2

I'm currently planning a study to prove my software is comparable to humans at some task. The setup is that I take an input $I$, and have both a human and a computer modify $I$ in th same way, producing $M_H$ and $M_C$. Later, I will present various experiment participants both $M_C$ and $M_H$, and ask them which is better according to some qualitative metric, or if they're the same. I then repeat this for many possible inputs.

At the end of the day, my data is: I have a set of labels representing various inputs, and, for each label, I have a set of judgments about whether a participant preferred the human or the computer output. My goal is to show that, for a random input, the probability of a random judge preferring the computer output is at least $0.5$ (or some slightly lower number).
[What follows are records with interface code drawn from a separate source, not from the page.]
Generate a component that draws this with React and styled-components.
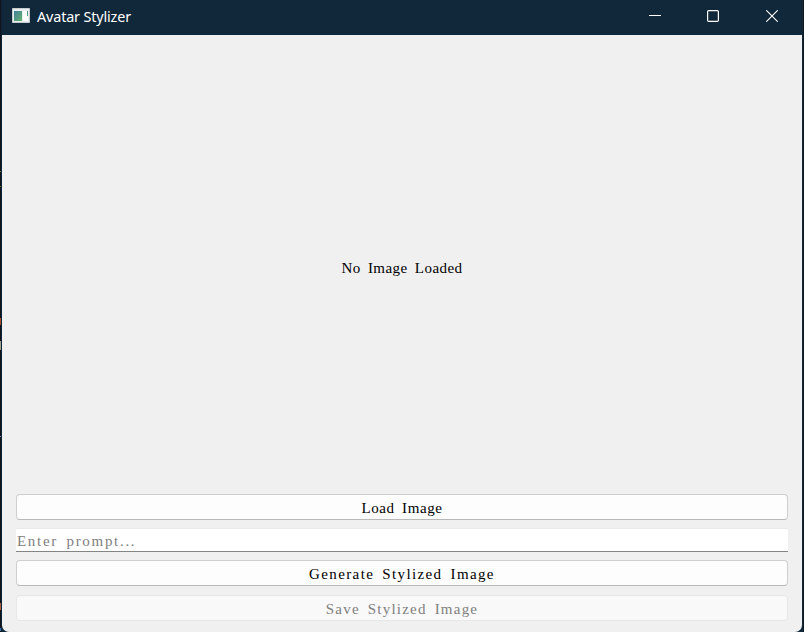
import React from "react";
import styled, { createGlobalStyle } from "styled-components";

const Global = createGlobalStyle`
  * { box-sizing: border-box; }
  html, body { margin: 0; overflow: hidden; }
  body { background: #11181f; }
`;

const Desktop = styled.div`
  position: relative;
  width: 804px;
  height: 632px;
  padding: 0 2px;
  background: linear-gradient(to right, #11151b 1px, #0c2436 1px 2px, #11283b 2px 803px, #101820 803px);
`;

const Speck = styled.i`
  position: absolute;
  left: 0;
  top: ${(p) => p.$top}px;
  width: 1px;
  height: ${(p) => p.$height}px;
  background: ${(p) => p.$color};
`;

const Window = styled.main`
  display: flex;
  flex-direction: column;
  width: 800px;
  height: 632px;
  overflow: hidden;
  background: #f0f0f0;
  border-radius: 0 0 7px 7px;
`;

const TitleBar = styled.header`
  display: flex;
  flex: none;
  align-items: center;
  height: 35px;
  padding-left: 9px;
  background: #11283b;
`;

const Title = styled.h1`
  flex: 1;
  margin: 0 0 2px 7px;
  color: #fff;
  font: 400 14.4px/20px "Noto Sans", "Open Sans", sans-serif;
  letter-spacing: -0.15px;
  white-space: nowrap;
`;

const AppIcon = styled.svg`
  display: block;
  margin-bottom: 4px;
`;

const Control = styled.button`
  display: flex;
  align-items: center;
  justify-content: center;
  width: ${(p) => p.$width || 58}px;
  height: 35px;
  padding: 0 0 3px;
  border: 0;
  background: none;
`;

const Preview = styled.section`
  display: flex;
  flex: none;
  align-items: center;
  justify-content: center;
  height: 459px;
  padding-top: 6px;
`;

const Label = styled.span`
  color: ${(p) => p.$color || "#000"};
  font: 15px/18px "Liberation Serif", serif;
  letter-spacing: ${(p) => p.$spacing}px;
  word-spacing: 3px;
  white-space: pre;
`;

const Form = styled.section`
  display: flex;
  flex-direction: column;
  padding: 0 14px;
`;

const PushButton = styled.button`
  display: flex;
  align-items: center;
  justify-content: center;
  height: 26px;
  padding: 2px 0 1px;
  margin-bottom: ${(p) => p.$gap}px;
  border: 1px solid ${(p) => (p.disabled ? "#e7e7e7" : "#cecece")};
  border-bottom-color: ${(p) => (p.disabled ? "#e7e7e7" : "#b8b8b8")};
  border-radius: 4px;
  background: ${(p) => (p.disabled ? "#f9f9f9" : "#fdfdfd")};
`;

const Prompt = styled.input`
  width: 100%;
  height: 24px;
  margin-bottom: 8px;
  padding: 3px 0 0 1px;
  border: 0 solid #e9e9e9;
  border-width: 1px 0;
  border-bottom-color: #858585;
  border-radius: 2px 2px 0 0;
  outline: 0;
  background: #fff;
  font: 15px/18px "Liberation Serif", serif;
  letter-spacing: 1.7px;
  word-spacing: 3px;
  &::placeholder { color: #808080; opacity: 1; }
`;

const specks = [
  [171, 1, "#6b8a1d"], [186, 1, "#47751d"], [318, 7, "#a94d29"],
  [341, 9, "#a2a28e"], [436, 1, "#8c89bd"], [603, 7, "#a85d3e"], [628, 3, "#3279af"],
];

export default function App() {
  return (
    <>
      <Global />
      <Desktop>
        {specks.map(([top, height, color]) => (
          <Speck key={top} $top={top} $height={height} $color={color} />
        ))}
        <Window>
          <TitleBar>
            <AppIcon width="19" height="15" viewBox="0 0 19 15">
              <defs>
                <linearGradient id="screen" x1="0" y1="0" x2="1" y2="1">
                  <stop stopColor="#417d9b" />
                  <stop offset="1" stopColor="#65b56f" />
                </linearGradient>
              </defs>
              <path fill="#e9eeee" stroke="#c6cdd0" d="M1.5.5h17v14h-17z" />
              <path fill="url(#screen)" d="M3 3h8v10H3z" />
              <path fill="#fff" d="M12 3h5v10h-5z" />
              <path fill="url(#screen)" d="M16 3h1v5h-1z" />
            </AppIcon>
            <Title>Avatar Stylizer</Title>
            <Control aria-label="Minimize">
              <svg width="12" height="12"><path d="M0 5.5h12" stroke="#fff" /></svg>
            </Control>
            <Control aria-label="Maximize">
              <svg width="12" height="12"><rect x=".6" y=".6" width="10.8" height="10.8" rx="1.2" fill="none" stroke="#fff" strokeWidth="1.2" /></svg>
            </Control>
            <Control aria-label="Close" $width={60}>
              <svg width="12" height="12"><path d="m.3.3 11.4 11.4M11.7.3.3 11.7" stroke="#fff" strokeWidth="1.1" /></svg>
            </Control>
          </TitleBar>
          <Preview><Label $spacing={0.45}>No Image Loaded</Label></Preview>
          <Form>
            <PushButton $gap={8}><Label $spacing={0.6}>Load Image</Label></PushButton>
            <Prompt placeholder="Enter prompt..." />
            <PushButton $gap={9}><Label $spacing={1.37}>Generate Stylized Image</Label></PushButton>
            <PushButton $gap={0} disabled><Label $color="#808080" $spacing={1.22}>Save Stylized Image</Label></PushButton>
          </Form>
        </Window>
      </Desktop>
    </>
  );
}
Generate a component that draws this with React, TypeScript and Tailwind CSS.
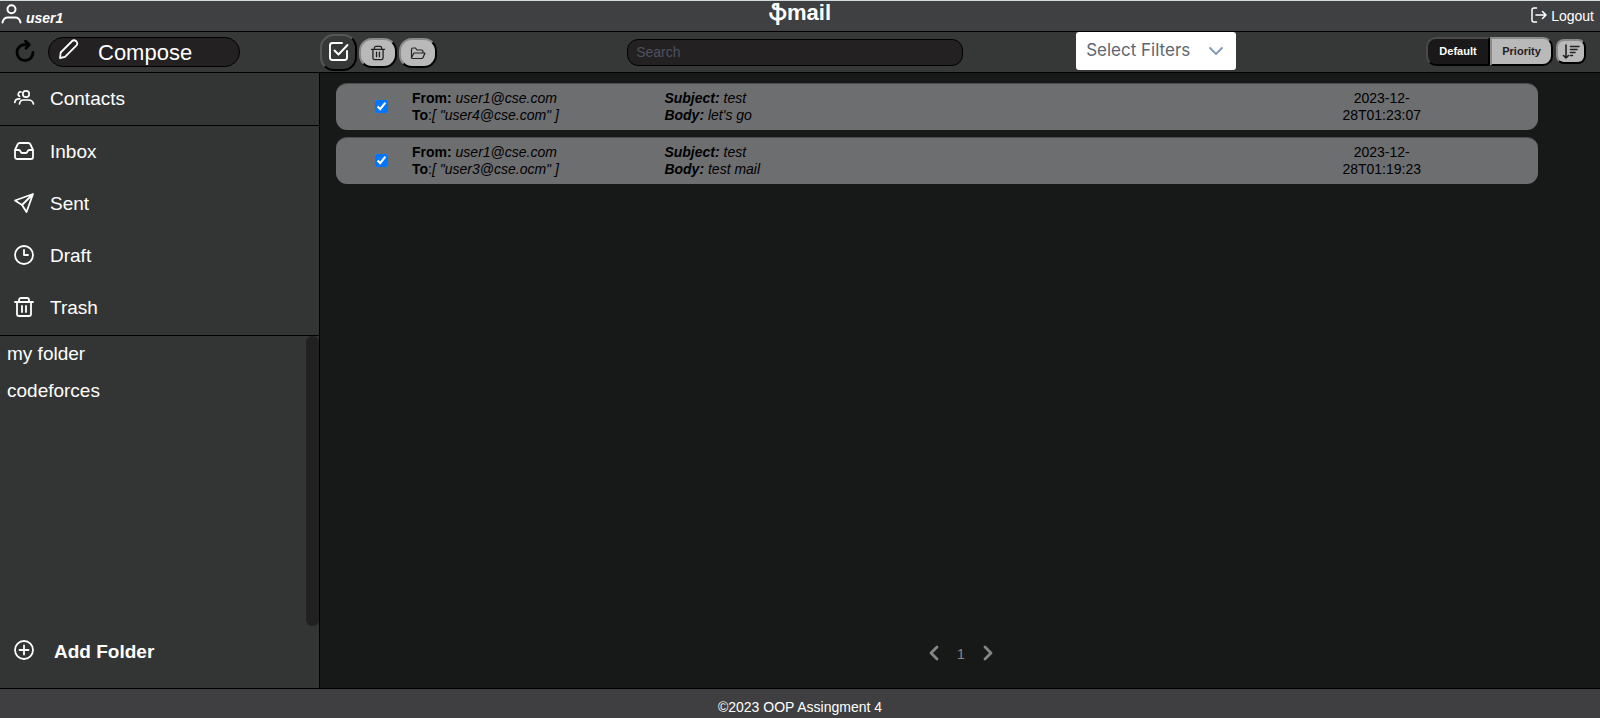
import React from "react";

const folders = ["my folder", "codeforces"];

const mails = [
  { id: 1, from: "user1@cse.com", to: "user4@cse.com", subject: "test", body: "let's go", date: "2023-12-28T01:23:07" },
  { id: 2, from: "user1@cse.com", to: "user3@cse.ocm", subject: "test", body: "test mail", date: "2023-12-28T01:19:23" },
];

export default function App() {
  return (
    <div className="flex min-h-screen flex-col border-t border-[#d3dada] bg-[#171918] font-['Liberation_Sans',Arial,sans-serif] text-white">
      <Header />
      <Toolbar />
      <div className="flex flex-1">
        <Sidebar />
        <main className="flex flex-1 flex-col pt-[10px]">
          <ul className="flex flex-col gap-[7px] pr-[62px] pl-4">
            {mails.map((mail) => (
              <MailRow key={mail.id} {...mail} />
            ))}
          </ul>
          <nav aria-label="Pages" className="mt-auto flex items-center justify-center pb-[23px] pl-[2px] text-[#858687]">
            <button type="button" aria-label="Previous page" className="p-1">
              <Icon box="0 0 16 16" className="h-4 w-4" width={2.8}>
                <path d="M11 2 5 8l6 6" />
              </Icon>
            </button>
            <span className="w-[30px] pt-[2px] text-center text-[14px]">1</span>
            <button type="button" aria-label="Next page" className="p-1">
              <Icon box="0 0 16 16" className="h-4 w-4" width={2.8}>
                <path d="m5 2 6 6-6 6" />
              </Icon>
            </button>
          </nav>
        </main>
      </div>
      <footer className="flex h-[30px] items-center justify-center border-t border-black bg-[#3f3f41] pt-2 text-[14px]">
        ©2023 OOP Assingment 4
      </footer>
    </div>
  );
}

function Header() {
  return (
    <header className="grid h-[31px] grid-cols-3 border-b border-black bg-[#3f4042]">
      <div className="flex items-center">
        <Icon box="0 0 24 24" className="h-6 w-6" width={2}>
          <circle cx="11.5" cy="5.200" r="4" />
          <path d="M2.500 18.500c.7-3.300 2.800-5 5.500-5h7c2.700 0 4.800 1.700 5.500 5" />
        </Icon>
        <span className="pt-1 pl-[2px] text-[14px] font-bold italic">user1</span>
      </div>
      <h1 className="text-center text-[22px] leading-6 font-bold">ֆmail</h1>
      <a href="#logout" className="flex items-center justify-self-end pr-[6px] text-[14px]">
        <Icon box="0 0 16 16" className="mr-1 mb-[2px] h-4 w-4" width={1.5}>
          <path d="M5.500 1H3a2 2 0 0 0-2 2v10a2 2 0 0 0 2 2h2.500M5 8h10M11.500 4.500 15 8l-3.500 3.500" />
        </Icon>
        Logout
      </a>
    </header>
  );
}

function Toolbar() {
  return (
    <div className="grid h-[41px] grid-cols-[20%_19.2%_28%_1fr] items-center border-b border-black bg-[#363837]">
      <div className="flex items-center pl-[14px]">
        <button type="button" aria-label="Refresh" className="text-black">
          <Icon box="0 0 22 24" className="h-6 w-[22px]" width={2.8}>
            <path d="M14 4.500H11a8 8 0 1 0 8 8" />
            <path d="m11.500 1 3.800 3.600-3.300 3.600" />
          </Icon>
        </button>
        <button type="button" className="ml-3 flex h-[30px] w-48 items-center rounded-full border border-black bg-[#242122] pl-[9px] text-[22px]">
          <Icon box="0 0 22 22" className="mr-[18px] mb-[6px] h-[22px] w-[22px]" width={1.8}>
            <path d="M2 20 2.700 14.500 14.200 3a2.600 2.600 0 0 1 3.700 0l.6.600a2.600 2.600 0 0 1 0 3.700L7 18.800z" />
          </Icon>
          Compose
        </button>
      </div>

      <div className="flex items-center gap-[2px]">
        <button type="button" aria-label="Select all" className="flex h-[37px] w-[37px] items-center justify-center rounded-[14px] border-2 border-t-[#565656] border-r-black border-b-black border-l-[#565656] bg-[#363837]">
          <Icon box="0 0 22 22" className="h-[22px] w-[22px]" width={1.9}>
            <path d="M14 2H4.500A2.500 2.500 0 0 0 2 4.500v12A2.500 2.500 0 0 0 4.500 19h12a2.500 2.500 0 0 0 2.500-2.500V10" />
            <path d="m6.500 9.500 4 4L19.500 4" />
          </Icon>
        </button>
        <GreyButton label="Delete">
          <TrashIcon className="h-4 w-4" />
        </GreyButton>
        <GreyButton label="Move to folder">
          <Icon box="0 0 16 16" className="h-4 w-4" width={1.2}>
            <path d="M1.500 12.500v-8a1.500 1.500 0 0 1 1.500-1.500h2.500l1.500 2h4.500a1.500 1.500 0 0 1 1.500 1.500v1" />
            <path d="M1.500 12.500 4 8h11l-2 4.500a1.500 1.500 0 0 1-1.500 1H2.500a1 1 0 0 1-1-1z" />
          </Icon>
        </GreyButton>
      </div>

      <input
        type="search"
        aria-label="Search"
        placeholder="Search"
        className="h-[27px] w-3/4 rounded-[11px] border border-black bg-[#242122] px-2 text-[14px] placeholder:text-[#4d5161]"
      />

      <div className="flex items-center justify-between pr-[14px] pl-px">
        <div className="relative mb-[2px]">
          <select aria-label="Select Filters" defaultValue="" className="block h-[38px] w-40 appearance-none rounded-[3px] bg-white pl-[10px] font-['Inter',sans-serif] text-[17px] text-[#5c6673]">
            <option value="">Select Filters</option>
          </select>
          <Icon box="0 0 16 16" className="pointer-events-none absolute top-[11px] right-3 h-4 w-4 text-[#8197b3]" width={1.8}>
            <path d="m2 5 6 6 6-6" />
          </Icon>
        </div>
        <div className="mb-px flex items-center text-[11px] font-bold">
          <button type="button" className="h-[29px] w-16 rounded-l-[10px] border-2 border-t-[#4a4a4a] border-r-black border-b-black border-l-[#4a4a4a] bg-[#1b1819]">
            Default
          </button>
          <button type="button" className="h-[29px] w-[63px] rounded-r-[10px] border-2 border-t-[#8a8a8a] border-r-black border-b-black border-l-[#8a8a8a] bg-[#b9b9b9] text-[#242122]">
            Priority
          </button>
          <button type="button" aria-label="Sort" className="ml-[3px] flex h-[25px] w-[30px] items-center justify-center rounded-lg border-2 border-t-[#8a8a8a] border-r-black border-b-black border-l-[#8a8a8a] bg-[#b9b9b9] text-[#242122]">
            <Icon box="0 0 18 16" className="h-4 w-[18px]" width={1.6}>
              <path d="M4 1v13M1.500 11.500 4 14l2.500-2.500M8.500 2.500H17M8.500 5.500h6.500M8.500 8.500H13M8.500 11.500h2" />
            </Icon>
          </button>
        </div>
      </div>
    </div>
  );
}

function Sidebar() {
  return (
    <aside className="flex w-1/5 flex-col border-r border-black bg-[#333534] text-[19px]">
      <div className="border-b border-black">
        <NavItem label="Contacts">
          <Icon box="0 0 22 22" className="h-[22px] w-[22px]" width={1.7}>
            <circle cx="13" cy="7" r="3.200" />
            <path d="M6.500 17c.3-2.800 1.800-4 4-4h5c2.500 0 4.500 1.500 5 4" />
            <path d="M8 5a2.300 2.300 0 0 0-1.500 4.300M1.800 15.500c.2-2.300 1.200-3.500 3.500-3.700h1.500" />
          </Icon>
        </NavItem>
      </div>
      <nav aria-label="Mailboxes" className="border-b border-black pb-px">
        <NavItem label="Inbox">
          <Icon box="0 0 22 22" className="h-[22px] w-[22px]">
            <path d="M6.500 3h9a2 2 0 0 1 1.700 1l2.800 6v7a2 2 0 0 1-2 2H4a2 2 0 0 1-2-2v-7L4.800 4A2 2 0 0 1 6.500 3z" />
            <path d="M2.500 10H6c1.500 0 1.500 3 3 3h4c1.500 0 1.500-3 3-3h3.500" />
          </Icon>
        </NavItem>
        <NavItem label="Sent">
          <Icon box="0 0 22 22" className="h-[22px] w-[22px]">
            <path d="M20 2 2 8.500l7 4.500 4.500 7zM20 2 9 13" />
          </Icon>
        </NavItem>
        <NavItem label="Draft">
          <Icon box="0 0 22 22" className="h-[22px] w-[22px]">
            <circle cx="11" cy="11" r="9" />
            <path d="M11 6v5h4" />
          </Icon>
        </NavItem>
        <NavItem label="Trash">
          <TrashIcon className="h-[22px] w-[22px]" />
        </NavItem>
      </nav>
      <div className="flex h-[290px] justify-between">
        <ul>
          {folders.map((folder) => (
            <li key={folder} className="h-[37px]">
              <a href="#folder" className="flex h-full items-center pl-[7px]">
                {folder}
              </a>
            </li>
          ))}
        </ul>
        <div className="w-[13px] rounded-md bg-[#222121]" />
      </div>
      <button type="button" className="flex h-[52px] items-center pl-[13px] font-bold">
        <Icon box="0 0 22 22" className="mr-[19px] mb-1 h-[22px] w-[22px]" width={1.8}>
          <circle cx="11" cy="11" r="9" />
          <path d="M11 6.500v9M6.500 11h9" />
        </Icon>
        Add Folder
      </button>
    </aside>
  );
}

function NavItem({ label, children }: { label: string; children: React.ReactNode }) {
  return (
    <a href="#mailbox" className="flex h-[52px] items-center gap-[15px] pl-[13px]">
      <span className="mb-[3px]">{children}</span>
      {label}
    </a>
  );
}

interface MailProps {
  from: string;
  to: string;
  subject: string;
  body: string;
  date: string;
}

function MailRow(props: Readonly<MailProps>) {
  return (
    <li className="grid h-[47px] grid-cols-[76px_21%_1fr_26%] items-center rounded-[11px] border-t border-[#4b4c4d] bg-[#6d6e70] text-[14px] leading-[17px] text-black">
      <input type="checkbox" defaultChecked aria-label={"Select " + props.subject} className="mb-px ml-[39px] h-[13px] w-[13px]" />
      <div>
        <div>
          <b>From:</b> <i>{props.from}</i>
        </div>
        <div>
          <b>To</b>:<i>[ "{props.to}" ]</i>
        </div>
      </div>
      <div className="italic">
        <div>
          <b>Subject:</b> {props.subject}
        </div>
        <div>
          <b>Body:</b> {props.body}
        </div>
      </div>
      <time className="w-24 justify-self-center text-center">{props.date}</time>
    </li>
  );
}

function GreyButton({ label, children }: { label: string; children: React.ReactNode }) {
  return (
    <button
      type="button"
      aria-label={label}
      className="mt-[2px] flex h-[30px] w-[38px] items-center justify-center rounded-[13px] border-2 border-t-[#8a8a8a] border-r-black border-b-black border-l-[#8a8a8a] bg-[#b9b9b9] text-[#242122]"
    >
      {children}
    </button>
  );
}

function TrashIcon({ className }: { className: string }) {
  return (
    <Icon box="0 0 22 22" className={className}>
      <path d="M2 6h18M6 6V4a2 2 0 0 1 2-2h6a2 2 0 0 1 2 2v2M4 6v12a2 2 0 0 0 2 2h10a2 2 0 0 0 2-2V6M9 10v6M13 10v6" />
    </Icon>
  );
}

interface IconProps {
  box: string;
  className: string;
  width?: number;
  children: React.ReactNode;
}

function Icon({ box, className, width = 1.8, children }: IconProps) {
  return (
    <svg
      viewBox={box}
      className={className}
      fill="none"
      stroke="currentColor"
      strokeWidth={width}
      strokeLinecap="round"
      strokeLinejoin="round"
      aria-hidden="true"
    >
      {children}
    </svg>
  );
}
How do I analyze this? The closest thing I found in my search was stuff on "ipsative" data, but I didn't find anything on how to analyze it, and those tests seem to all be trying to measure the human subject instead of the two choices in the question.

James Koppel
  • 241
  • 1
  • 6
  • I am not sure if I understood question correctly, so I am not sending this as an answer, but sounds like a work for chi squared test: "Pearson's chi-squared test (χ2) is a statistical test applied to sets of categorical data to evaluate how likely it is that any observed difference between the sets arose by chance." – rep_ho Oct 01 '16 at 13:56
  • But....I'm trying to show that they're the same! – James Koppel Oct 01 '16 at 14:10
  • Yes. Your null hypothesis is that they are the same and alternative hypothesis is that they are different, you will do χ2 to test the difference, found insignificant results and conclude, that you don't have enough evidence to say that the results are indeed different. – rep_ho Oct 01 '16 at 14:27
  • Uhhh.....no. The easiest way to do that is just to collect very few samples. Proving they're the same is different from failing to prove they're different. – James Koppel Oct 01 '16 at 19:14

1 Answers1

2

What you are looking for is a test of equivalence or test of non inferiority. you don't have to get evidence against H0 stating your groups are the same, but your H0 can be that the difference in your groups is at least 10 percent (for example), and then you are trying to disprove this hypothesis. Nice introduction is in this chapter http://ncss.wpengine.netdna-cdn.com/wp-content/themes/ncss/pdf/Procedures/PASS/Non-Inferiority_Tests_for_Two_Means_using_Differences.pdf and some other resources in this post How to test hypothesis of no group differences?

rep_ho
  • 6,036
  • 1
  • 22
  • 44